Conditional options directives
John Clizbe
John at enigmail.net
Tue May 3 00:54:35 CEST 2011
Kevin Kammer wrote:
> Let us suppose that we have more than one private key on our keychain.
Safe bet.
> For this example, let's say we use one key to sign our personal email, and a
> different one to sign software packages we host on a company server. There
> may be settings in our gpg.conf file which should be different depending on
> the key we are using at the time. E.G. different URLs for retrieving keys,
> different comments, etc. This could be accomplished by saving different
> configuration files and specifying which one you want to use for any given
> operation with the --options flag, but wouldn't it be nice if the process
> could be automated?
Doesn't a separate config file automate things? I fear you may be attempting to
over-engineer a solution.
> Not just nice, but much easier for other programs which interface with GnuPG,
> such as a mail plugin, for which there may be no convenient way to pass
> command line options.
To use your example, I know of two ways email plugins communicate with GnuPG:
gpgme (Evolution, etc) or via some form of IPC (mozilla-mailnews/Enigmail,
mutt). Neither seem to have much difficulty communicating additional
(non-gpg.conf) options to gpg.
> So, what I am thinking of is semantically a little like a pre-processor
> directive...
>
> #if (keyID == 123456) /* Use these options */ #elif (keyID == 789abc) /* Use
> some different options */ #else /* Fall back to a default set of options */
> #endif
>
> Obviously it wouldn't look like that in the gpg.conf file, but the model of
> conditional compilation gets the point across (I hope).

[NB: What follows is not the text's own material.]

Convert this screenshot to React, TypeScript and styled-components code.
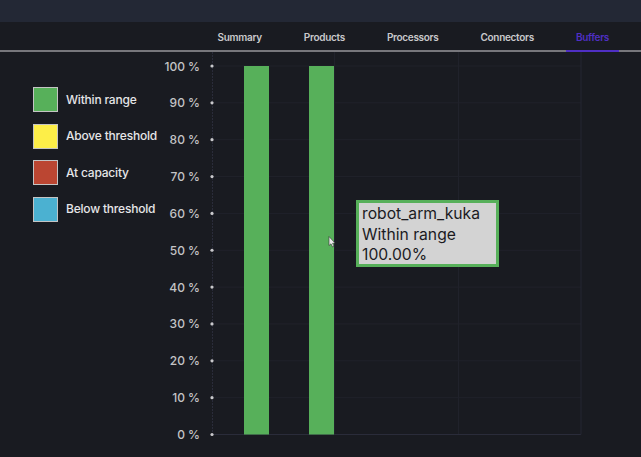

I think the separate config file idea is superior.
> Does anyone agree with me that this would be a good idea, or am I just crazy?
> Better yet, does anyone already implement some kind of conditional options
> parsing, using a technique which hasn't occurred to me?
Not a mental health professional, but I'd venture that whether or not you are
crazy is orthogonal to whether this is a good idea, IMO, it isn't. I think it's
an unnecessary complication and more attack/error prone.
--
John P. Clizbe Inet: John (a) Enigmail
FSF Assoc #995 / FSFE Fellow #1797 hkp://keyserver.gingerbear.net or
mailto:pgp-public-keys at gingerbear.net?subject=HELP
Q:"Just how do the residents of Haiku, Hawai'i hold conversations?"
A:"An odd melody / island voices on the winds / surplus of vowels"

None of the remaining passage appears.